### Task brief
Retype all of the listing exactly, passing over any picture you find.

### Information shown
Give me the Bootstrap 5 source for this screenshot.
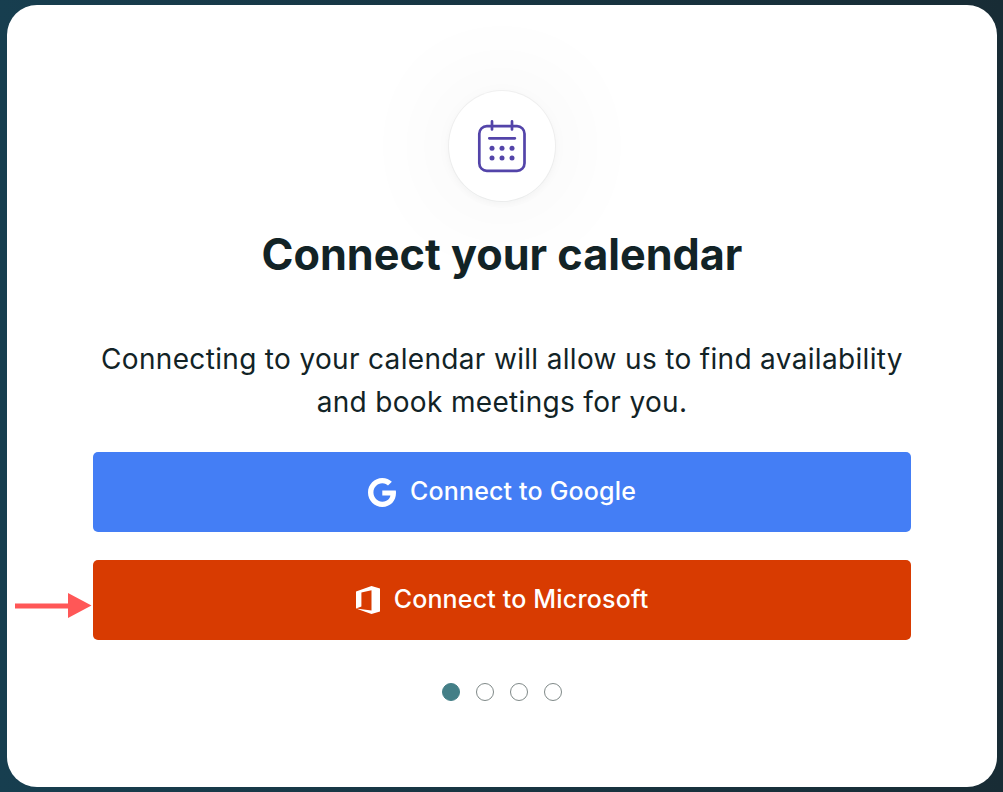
<!DOCTYPE html>
<html lang="en">
<head>
    <meta charset="UTF-8">
    <meta name="viewport" content="width=device-width, initial-scale=1.0">
    <title>Connect your calendar</title>
    <link rel="stylesheet" href="https://cdn.jsdelivr.net/npm/bootstrap@5.3.0/dist/css/bootstrap.min.css">
    <style>
        body {
            height: 100vh;
            padding: 5px 6px 5px 7px;
            background: linear-gradient(to right, #173e4f, #182c35);
            color: #122326;
            font-family: Inter, "Liberation Sans", sans-serif;
            overflow: hidden;
        }
        .connect-card {
            border-radius: 30px;
            padding: 86px 86px 0;
        }
        .calendar-circle {
            width: 106px;
            height: 110px;
            box-shadow: 0 0 0 1px rgba(18, 35, 38, .04), 0 2px 7px rgba(18, 35, 38, .045), 0 0 112px 3px rgba(0, 0, 0, .06);
        }
        .connect-title {
            margin: 26px 0 0;
            font-size: 43.2px;
            line-height: 54px;
            font-weight: 700;
        }
        .connect-text {
            margin: 57px -20px 28px;
            font-size: 28px;
            line-height: 43px;
            letter-spacing: .33px;
        }
        .connect-btn {
            height: 80px;
            gap: 14px;
            border: 0;
            border-radius: 5px;
            font-size: 25px;
            font-weight: 500;
            letter-spacing: .17px;
        }
        .btn-google,
        .btn-google:hover {
            background: #447ef5;
        }
        .btn-microsoft,
        .btn-microsoft:hover {
            background: #d83b01;
        }
        .button-stack {
            row-gap: 28px;
        }
        .step-dots {
            margin-top: 43px;
        }
        .step-dot {
            width: 18px;
            height: 18px;
            border: 1px solid #7f8988;
        }
        .step-dot.current {
            border-color: #447f87;
            background: #447f87;
        }
        .pointer-arrow {
            position: absolute;
            left: -78px;
            top: 33px;
        }
    </style>
</head>
<body>
    <main class="connect-card bg-white h-100 d-flex flex-column text-center">
        <div class="calendar-circle rounded-circle bg-white d-flex align-items-center justify-content-center align-self-center flex-shrink-0">
            <svg width="50" height="54" viewBox="0 0 50 54" fill="none" stroke="#5344a9" stroke-width="2.7" stroke-linecap="round">
                <rect x="2.3" y="7.2" width="45.2" height="44.6" rx="7.5"/>
                <path d="M15 2.4v8M35 2.4v8M12.3 19.3h25.6"/>
                <g fill="#5344a9" stroke="none">
                    <circle cx="15" cy="29.3" r="2.5"/>
                    <circle cx="25" cy="29.3" r="2.5"/>
                    <circle cx="35" cy="29.3" r="2.5"/>
                    <circle cx="15" cy="39.1" r="2.5"/>
                    <circle cx="25" cy="39.1" r="2.5"/>
                    <circle cx="35" cy="39.1" r="2.5"/>
                </g>
            </svg>
        </div>
        <h1 class="connect-title">Connect your calendar</h1>
        <p class="connect-text">Connecting to your calendar will allow us to find availability<br>and book meetings for you.</p>

        <div class="button-stack d-grid">
            <button type="button" class="btn connect-btn btn-google text-white d-flex align-items-center justify-content-center">
                <svg width="28" height="29" viewBox="0.24 0 23.52 24" preserveAspectRatio="none" fill="#fff">
                    <path d="M12.24 10.285V14.4h6.806c-.275 1.765-2.056 5.174-6.806 5.174-4.095 0-7.439-3.389-7.439-7.574s3.345-7.574 7.439-7.574c2.33 0 3.891.989 4.785 1.849l3.254-3.138C18.189 1.186 15.479 0 12.24 0c-6.635 0-12 5.365-12 12s5.365 12 12 12c6.926 0 11.52-4.869 11.52-11.726 0-.788-.085-1.39-.189-1.989z"/>
                </svg>
                <span>Connect to Google</span>
            </button>
            <div class="d-grid position-relative">
                <button type="button" class="btn connect-btn btn-microsoft text-white d-flex align-items-center justify-content-center">
                    <svg width="24" height="28" viewBox="0 0 24 28" fill="#fff">
                        <path d="M0 5.5 15.5 0 24 2.4v23.2L15.5 28 0 22.6l15.5 1.9V4.2L5.4 6.6v13.8L0 22.6z"/>
                    </svg>
                    <span>Connect to Microsoft</span>
                </button>
                <svg class="pointer-arrow" width="78" height="26" viewBox="0 0 78 26" fill="#ff5757">
                    <path d="M0 10.5h53V0l23.5 12.5L53 25V15.5H0z"/>
                </svg>
            </div>
        </div>

        <div class="step-dots d-flex justify-content-center gap-3">
            <span class="step-dot current rounded-circle"></span>
            <span class="step-dot rounded-circle"></span>
            <span class="step-dot rounded-circle"></span>
            <span class="step-dot rounded-circle"></span>
        </div>
    </main>
    <script src="https://cdn.jsdelivr.net/npm/bootstrap@5.3.0/dist/js/bootstrap.bundle.min.js"></script>
</body>
</html>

### Exercise result
Give me the Bootstrap 5 source for this screenshot.
<!DOCTYPE html>
<html lang="en">
<head>
    <meta charset="UTF-8">
    <meta name="viewport" content="width=device-width, initial-scale=1.0">
    <title>Connect your calendar</title>
    <link rel="stylesheet" href="https://cdn.jsdelivr.net/npm/bootstrap@5.3.0/dist/css/bootstrap.min.css">
    <style>
        body {
            height: 100vh;
            padding: 5px 6px 5px 7px;
            background: linear-gradient(to right, #173e4f, #182c35);
            color: #122326;
            font-family: Inter, "Liberation Sans", sans-serif;
            overflow: hidden;
        }
        .connect-card {
            border-radius: 30px;
            padding: 86px 86px 0;
        }
        .calendar-circle {
            width: 106px;
            height: 110px;
            box-shadow: 0 0 0 1px rgba(18, 35, 38, .04), 0 2px 7px rgba(18, 35, 38, .045), 0 0 112px 3px rgba(0, 0, 0, .06);
        }
        .connect-title {
            margin: 26px 0 0;
            font-size: 43.2px;
            line-height: 54px;
            font-weight: 700;
        }
        .connect-text {
            margin: 57px -20px 28px;
            font-size: 28px;
            line-height: 43px;
            letter-spacing: .33px;
        }
        .connect-btn {
            height: 80px;
            gap: 14px;
            border: 0;
            border-radius: 5px;
            font-size: 25px;
            font-weight: 500;
            letter-spacing: .17px;
        }
        .btn-google,
        .btn-google:hover {
            background: #447ef5;
        }
        .btn-microsoft,
        .btn-microsoft:hover {
            background: #d83b01;
        }
        .button-stack {
            row-gap: 28px;
        }
        .step-dots {
            margin-top: 43px;
        }
        .step-dot {
            width: 18px;
            height: 18px;
            border: 1px solid #7f8988;
        }
        .step-dot.current {
            border-color: #447f87;
            background: #447f87;
        }
        .pointer-arrow {
            position: absolute;
            left: -78px;
            top: 33px;
        }
    </style>
</head>
<body>
    <main class="connect-card bg-white h-100 d-flex flex-column text-center">
        <div class="calendar-circle rounded-circle bg-white d-flex align-items-center justify-content-center align-self-center flex-shrink-0">
            <svg width="50" height="54" viewBox="0 0 50 54" fill="none" stroke="#5344a9" stroke-width="2.7" stroke-linecap="round">
                <rect x="2.3" y="7.2" width="45.2" height="44.6" rx="7.5"/>
                <path d="M15 2.4v8M35 2.4v8M12.3 19.3h25.6"/>
                <g fill="#5344a9" stroke="none">
                    <circle cx="15" cy="29.3" r="2.5"/>
                    <circle cx="25" cy="29.3" r="2.5"/>
                    <circle cx="35" cy="29.3" r="2.5"/>
                    <circle cx="15" cy="39.1" r="2.5"/>
                    <circle cx="25" cy="39.1" r="2.5"/>
                    <circle cx="35" cy="39.1" r="2.5"/>
                </g>
            </svg>
        </div>
        <h1 class="connect-title">Connect your calendar</h1>
        <p class="connect-text">Connecting to your calendar will allow us to find availability<br>and book meetings for you.</p>

        <div class="button-stack d-grid">
            <button type="button" class="btn connect-btn btn-google text-white d-flex align-items-center justify-content-center">
                <svg width="28" height="29" viewBox="0.24 0 23.52 24" preserveAspectRatio="none" fill="#fff">
                    <path d="M12.24 10.285V14.4h6.806c-.275 1.765-2.056 5.174-6.806 5.174-4.095 0-7.439-3.389-7.439-7.574s3.345-7.574 7.439-7.574c2.33 0 3.891.989 4.785 1.849l3.254-3.138C18.189 1.186 15.479 0 12.24 0c-6.635 0-12 5.365-12 12s5.365 12 12 12c6.926 0 11.52-4.869 11.52-11.726 0-.788-.085-1.39-.189-1.989z"/>
                </svg>
                <span>Connect to Google</span>
            </button>
            <div class="d-grid position-relative">
                <button type="button" class="btn connect-btn btn-microsoft text-white d-flex align-items-center justify-content-center">
                    <svg width="24" height="28" viewBox="0 0 24 28" fill="#fff">
                        <path d="M0 5.5 15.5 0 24 2.4v23.2L15.5 28 0 22.6l15.5 1.9V4.2L5.4 6.6v13.8L0 22.6z"/>
                    </svg>
                    <span>Connect to Microsoft</span>
                </button>
                <svg class="pointer-arrow" width="78" height="26" viewBox="0 0 78 26" fill="#ff5757">
                    <path d="M0 10.5h53V0l23.5 12.5L53 25V15.5H0z"/>
                </svg>
            </div>
        </div>

        <div class="step-dots d-flex justify-content-center gap-3">
            <span class="step-dot current rounded-circle"></span>
            <span class="step-dot rounded-circle"></span>
            <span class="step-dot rounded-circle"></span>
            <span class="step-dot rounded-circle"></span>
        </div>
    </main>
    <script src="https://cdn.jsdelivr.net/npm/bootstrap@5.3.0/dist/js/bootstrap.bundle.min.js"></script>
</body>
</html>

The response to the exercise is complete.